For my presentation at AMS a month ago, I picked eight and distributed them to the audience. I usually allow a week for my students to do this—even if they wait until the night before—but my AMS crowd had about eight minutes to do the best they could. And even with just a few sources, there is much to be seen. Consider these three sources, for example:
CS: Carmina Sacra or Boston Collection of Church Music, ed. Lowell Mason (2nd Ed., 1841)
SH: The Southern Harmony and Musical Companion, ed. William Walker (“New” Ed., 1854)
SOURCE: resolution of https://www.ccel.org/ccel/walker/harmony2/files/png75/Antioch.png was so poor that this is from IMSLP #168494
Sum: Songs of Summerland, ed. Thoro Harris (1943)
Source: https://hymnary.org/page/fetch/SoS1943/84/high (cropped)

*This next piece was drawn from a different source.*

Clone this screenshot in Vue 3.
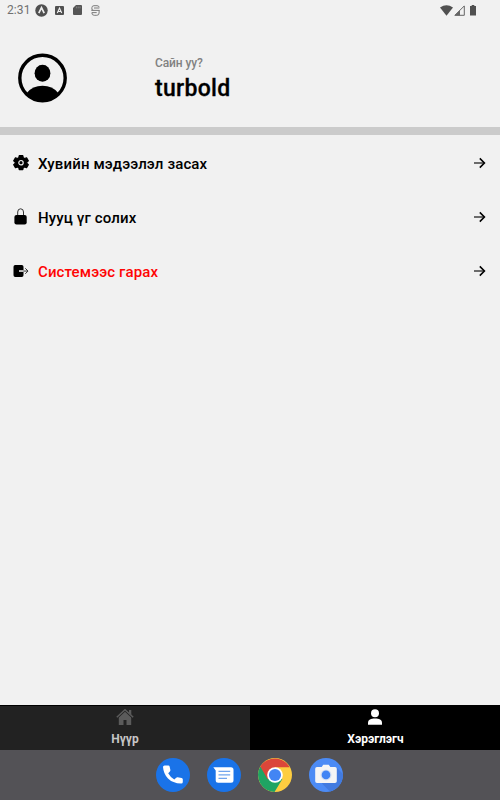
<script setup>
const rows = [
  { icon: 'gear', label: 'Хувийн мэдээлэл засах' },
  { icon: 'lock', label: 'Нууц үг солих' },
  { icon: 'exit', label: 'Системээс гарах', danger: true },
]
</script>

<template>
  <div class="screen">
    <header class="status">
      <span class="time">2:31</span>
      <svg class="app-badge" width="13" height="13" viewBox="0 0 13 13"><circle cx="6.5" cy="6.5" r="6.2" fill="#505050" /><path d="M3.8 9.200 6.500 3.700l2.700 5.500" fill="none" stroke="#eee" stroke-width="1.700" /></svg>
      <svg class="letter-badge" width="9" height="9" viewBox="0 0 9 9"><rect width="9" height="9" rx="1" fill="#505050" /><path d="M2.3 7 4.5 2l2.2 5M3.2 5.5h2.6" fill="none" stroke="#f2f2f2" stroke-width="1.1" /></svg>
      <svg class="card" width="9" height="10" viewBox="0 0 9 10"><path d="M3 0h5q1 0 1 1v8q0 1-1 1H1Q0 10 0 9V3z" fill="#555" /><path d="M3.4 1.5v1.8M5.2 1.5v1.8M7 1.5v1.8" stroke="#999" stroke-width=".7" /></svg>
      <svg class="s-badge" width="9" height="11" viewBox="0 0 9 11"><path d="M8.200 2.300Q8 .7 6 .7H3Q.9.7.9 2.700V4q0 1.300 1.500 1.300M3 3h5.300M.3 5.400h8.400M8.100 5.400V8q0 2.300-2.300 2.300H3.200Q.9 10.300.9 8V7.600h4.800" fill="none" stroke="#7c7c7c" stroke-width="1" /></svg>
      <span class="grow"></span>
      <svg class="wifi" width="13" height="11" viewBox="0 0 13 11"><path d="M0 2.500Q6.500-2 13 2.500L6.500 10.800z" fill="#505050" /></svg>
      <svg class="signal" width="11" height="11" viewBox="0 0 11 11"><path d="M.9 10.300 10.300.9v9.400z" fill="none" stroke="#666" /><path d="M.5 10.500 6 5v5.500z" fill="#666" /></svg>
      <svg class="battery" width="6" height="11" viewBox="0 0 6 11"><path d="M1.700 0h2.600v1H6v9.500H0V1h1.700z" fill="#505050" /></svg>
    </header>

    <section class="profile">
      <svg class="avatar" width="50" height="50" viewBox="0 0 50 50">
        <circle cx="25.500" cy="25" r="22.700" fill="none" stroke="#000" stroke-width="3.400" />
        <ellipse cx="25.500" cy="20.300" rx="7.900" ry="8.500" />
        <path d="M10 39.800Q15.500 32.700 25.500 32.700t15.500 7.100Q34.500 48.200 25.500 48.200T10 39.800z" />
      </svg>
      <div class="who">
        <span class="hello">Сайн уу?</span>
        <strong class="name">turbold</strong>
      </div>
    </section>

    <main class="menu">
      <div v-for="r in rows" :key="r.icon" class="row" :class="r.icon">
        <svg class="icon" width="18" height="18" viewBox="0 0 18 18">
          <g v-if="r.icon === 'gear'">
            <path d="M7 1h4l.5 2.400 1.500.9 2.300-.8 2 3.400L15.500 8.500v1.200l1.800 1.600-2 3.400-2.300-.8-1.500.9L11 17H7l-.5-2.200-1.500-.9-2.300.8-2-3.400 1.800-1.600V8.500L.7 6.900l2-3.400 2.300.8 1.500-.9z" transform="translate(1.100 .7) scale(.88)" stroke="#000" stroke-width="1.400" stroke-linejoin="round" />
            <circle cx="9" cy="8.700" r="2.200" fill="none" stroke="#eee" stroke-width="1.200" />
          </g>
          <g v-else-if="r.icon === 'lock'">
            <path d="M5.700 8V4a2.900 3.200 0 0 1 5.800 0V8" fill="none" stroke="#333" stroke-width="1" />
            <rect x="2.400" y="7" width="12.300" height="9.500" rx="2.100" />
          </g>
          <g v-else>
            <path d="M3.200 3h6.600q1.700 0 1.700 1.700v3.800H7v1.100h4.500v3.700q0 1.700-1.700 1.700H3.200q-1.700 0-1.700-1.700V4.700Q1.500 3 3.200 3z" />
            <path d="M7 9.050h4.500" stroke="#eee" stroke-width="1.100" /><path d="M11.500 9.050h4.200M13.300 6.300 16 9.050l-2.700 2.750" fill="none" stroke="#333" stroke-width="1" />
          </g>
        </svg>
        <span class="label" :class="{ danger: r.danger }">{{ r.label }}</span>
        <svg class="arrow" width="13" height="12" viewBox="0 0 13 12"><path d="M1 6h10" stroke="#222" stroke-width="1.300" /><path d="m6.800 1.400 4.600 4.600-4.600 4.600" fill="none" stroke="#000" stroke-width="1.600" /></svg>
      </div>
    </main>

    <nav class="tabs">
      <div class="tab">
        <svg width="18" height="18" viewBox="0 0 18 18" fill="#5b5b5b"><path d="M9 3.800 15.200 9.500V17h-4.700v-5h-3v5H2.800V9.500z" /><path d="M.8 9.300 9 1.800l8.200 7.500" fill="none" stroke="#5b5b5b" stroke-width="1.500" /><path d="M13 2h2.300v5L13 5z" /></svg>
        <span class="home">Нүүр</span>
      </div>
      <div class="tab active">
        <svg width="18" height="18" viewBox="0 0 18 18" fill="#fff"><circle cx="9" cy="5.200" r="4" /><path d="M2 16.700v-1.600C2 11.700 5 10.600 9 10.600s7 1.100 7 4.500v1.600z" /></svg>
        <span class="user">Хэрэглэгч</span>
      </div>
    </nav>

    <footer class="dock">
      <svg width="34" height="34" viewBox="0 0 34 34">
        <circle cx="17" cy="17" r="17" fill="#1a73e8" />
        <path d="M8.600 7.400h3.800q1 0 1.200 1l.8 3.600q.1.900-.5 1.500l-1.700 1.700q2.300 4.200 6.100 6.200l1.900-1.700q.6-.5 1.400-.4l4 .7q1.200.3 1.200 1.300v2.700q0 1.600-1.600 1.600Q16.500 25.200 12 20.500T7 9q0-1.600 1.600-1.600z" fill="#fff" />
      </svg>
      <svg width="34" height="34" viewBox="0 0 34 34">
        <circle cx="17" cy="17" r="17" fill="#1a73e8" />
        <path d="M6.300 9.300H24q2.500 0 2.500 2.500v10.500q0 2.500-2.500 2.500H11.200q-2.500 0-2.500-2.500V12.500z" fill="#fff" />
        <path d="M11.500 13.300h11.700M11.500 16.800h11.700M11.500 20.300h8.500" stroke="#72a5ed" stroke-width="1.300" />
      </svg>
      <svg width="34" height="34" viewBox="0 0 34 34">
        <circle cx="17" cy="17" r="17" fill="#fdcd40" />
        <path d="M17 17 2.300 8.500A17 17 0 0 0 16.500 34L24.400 21z" fill="#1fa463" />
        <path d="M17 17 9.600 21.300 2.300 8.500A17 17 0 0 1 31.700 9.300H17z" fill="#db4639" />
        <circle cx="17" cy="17" r="7.800" fill="#fff" /><circle cx="17" cy="17" r="6.100" fill="#4285f4" />
      </svg>
      <svg width="34" height="34" viewBox="0 0 34 34">
        <circle cx="17" cy="17" r="17" fill="#4c8bf5" />
        <path d="M27.500 9.500 34 16a17 17 0 0 1-13 17.500L13 25.500z" fill="#427be0" />
        <path d="M8 9h4.700l1.500-2.300h5.600L21.300 9H26q1.800 0 1.800 1.800v12.400Q27.800 25 26 25H8q-1.800 0-1.800-1.800V10.800Q6.200 9 8 9z" fill="#f5f5f5" />
        <circle cx="17" cy="16.900" r="5.500" fill="#d5e1f4" /><circle cx="17" cy="16.900" r="4.300" fill="#4285f4" />
      </svg>
    </footer>
  </div>
</template>

<style>
body { margin: 0; }
</style>

<style scoped>
.screen {
  display: flex;
  flex-direction: column;
  width: 500px;
  height: 800px;
  overflow: hidden;
  background: #f1f1f1;
  color: #000;
  font-family: Roboto, "Noto Sans", sans-serif;
}
svg { display: block; flex: none; }
.status {
  display: flex;
  align-items: center;
  box-sizing: border-box;
  height: 20px;
  padding: 0 24px 0 7px;
}
.time { width: 28px; font-size: 12px; line-height: 20px; letter-spacing: .1px; color: #707070; }
.letter-badge { margin-left: 7px; }
.card { margin-left: 9px; }
.s-badge { margin-left: 9px; }
.grow { flex: 1; }
.signal { margin-left: 1px; }
.battery { margin-left: 5px; }
.profile {
  display: flex;
  box-sizing: border-box;
  height: 115px;
  padding: 33px 0 0 17px;
  border-bottom: 8px solid #cbcbcb;
}
.who { display: flex; flex-direction: column; margin: 2px 0 0 88px; }
.hello { font-size: 12px; line-height: 16px; letter-spacing: -.1px; font-weight: 500; color: #818181; }
.name { margin-top: 4px; font-size: 23px; line-height: 28px; letter-spacing: .3px; font-weight: 500; -webkit-text-stroke: .3px #000; }
.menu { flex: 1; padding-top: 1px; }
.row {
  display: flex;
  align-items: center;
  box-sizing: border-box;
  height: 54px;
  padding: 0 14px 0 12px;
}
.label { flex: 1; margin-left: 8px; padding-top: 1px; font-size: 15px; line-height: 20px; letter-spacing: .13px; font-weight: 500; }
.danger { color: #ff0404; }
.tabs {
  display: flex;
  box-sizing: border-box;
  height: 45px;
  border-top: 1px solid #000;
  background: #222;
}
.tab {
  display: flex;
  flex: 1;
  flex-direction: column;
  align-items: center;
  padding-top: 2px;
  color: #c6c6c6;
  font-size: 12px;
  line-height: 16px;
  font-weight: 700;
}
.tab span { margin-top: 5px; }
.tab .user { padding-left: 1px; }
.active { background: #000; color: #fff; }
.dock {
  display: flex;
  align-items: center;
  justify-content: center;
  gap: 17.3px;
  height: 50px;
  padding-right: 1px;
  background: #535256;
}
</style>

The version of Songs of Summerland (1943)—a Seventh Day Adventist publication far removed in time from either of the nineteenth century sources above—is also directly connected to this line of transmission, notwithstanding the very different lyric to which it is set. Like SH, Sum conveys only a three-part texture derived from the reading given in CS, but this time it is the top staff of CS that is omitted; and of course in Sum it is reworked into a melody-at-the-top format. (The added “tenor” third in the final chord is surely editorial.) My students could thus determine that, whether or not CS was the direct source for Sum (as there may be other sources in between, or they may share a common ancestor), Sum could not possibly be derived from SH. If we had only these three data points—our stemma would be like the one at right.
Adding a fourth source naturally complicates the stemma, even when it too is clearly connected to the same line of transmission, with the same basic harmonization.
Anc: Song Anchor: A Choice Collection of Favorites for Sabbath School and Praise Services, ed. J. E. White (1878)
Source: https://hymnary.org/hymn/SA21878/page/123 (cropped)
SS: Songs for the Sanctuary: or Hymns and Tunes for Christian Worship, ed. Chas. S. Robinson (1868)
Source: https://hymnary.org/hymn/SFTM1868/page/81 (cropped)
—that is to say, different harmonizations (some straightforward, some showy), some with the long-held “King” note, some with the short. For these, at least with the data available, the stemma branches would only meet at the hypothetical Ur-text [x]. Over the years of using this assignment in class, I note that my students tend too readily to assume that this x marks the only meeting place for any of the sources. The fact that it is seldom so—that indeed these sources are connected by complicated webs—is only revealed by a minute study of the details. As Agassiz instructed, “Look at the fish.”
|SOURCE: "Haemulon melanurum" from Wikimedia Commons|
It is my contention that Agassiz’s scientific dictum should be the creed of any text critic: “Facts are stupid things until brought into connection with some general law.” A variant reading may be curious, but it is no more than that until it can be explained as part of a larger scheme. The critic’s task is not merely the mechanical listing of variants, but rather the creative connection of the dots to propose some pattern. And anyone can learn to do that, with time and patience—precious commodities these days.
Although I’ve used this assignment with many students, I have had the opportunity to use it only once since starting this blog, and so the work of those most recent students in that very small class certainly led to the examples I used here. They deserve to be acknowledged: Taylor Hedger, Sarah Vermazen, and David Bates. I thank them for taking this assignment so seriously.
ADDENDUM 19 February 2019
An article based on this assignment appears in Journal of Music History Pedagogy 9/1 (2019), pp. 99-112.